Когда Гончаров только начинал работать, в институте было 300 сотрудников. Сейчас — чуть меньше 50, из которых только 28 по научной части. Научный сотрудник в институте получает 18-20 тысяч. А с полярными надбавками — до 28. По норильским меркам, если честно, просто смешно.
— Спрашивается, зачем было в вузе учиться, зачем спать в чуме, в палатке на морозах? — говорит ученый.
Вот один парень из лаборатории домашнего оленеводства ушел работать мясником. У него кредиты, а там 50 тысяч зарплата. Но вроде бы собирается вернуться, когда долги отдаст.
— Я и сам подрабатывал охотой,— признается директор.— Бывало, по 20 оленей в день забивал. Но кровь, лимфоузлы и молоко всегда брал для научного исследования
Сколько можно выручить за оленя, Гончаров знает досконально.
— Мясо у нас дешевое из-за обилия дикаря. Закупочная цена 80-100 рублей за килограмм. Это примерно половина живого веса,— тоном знатока объясняет Василий Викторович.— Еще есть печень и язык, и камус, кожа с конечностей. За ним специально из Якутии приезжают, по 400 рублей за каждый дают.

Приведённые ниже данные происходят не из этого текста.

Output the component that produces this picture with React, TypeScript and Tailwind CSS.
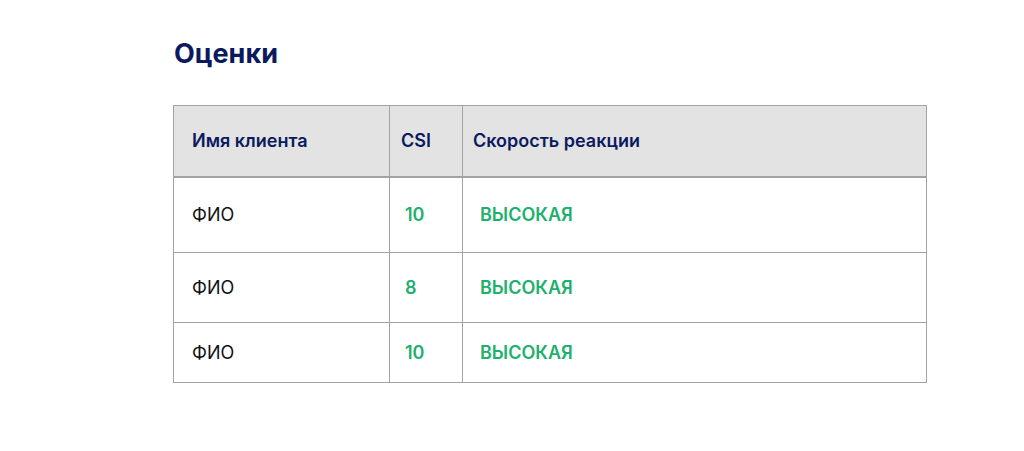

В общем, средний самец — это тысяч 8-9. А вот шкуры оленьи вообще никто не берет. Их прямо в тундре и выкидывают.
— У меня вот финский плащ из шкуры оленя и американский портфель — жена в магазине увидела, решила подарить. Почему-то у них это рентабельно, а у нас никто заниматься не хочет,— удивляется ученый.— А ведь с учетом дикаря можно было бы до 80 тысяч шкур в год обрабатывать. Если бы их принимали хотя бы по 500 рублей, местные бы их сдавали. И волос можно в дело пускать. Спасательные круги делать. Волос ведь у оленя с воздухом внутри, даже плавать при переправе помогает.
Директору не терпится все организовать разумно. Конечно, по всем отчетам, что нашим, что западным, выходит, что оленеводство во всем мире дотационное. Только очень немногие хозяйства могут окупаться. Но ведь если все сделать по науке, таких исключений могло бы быть больше.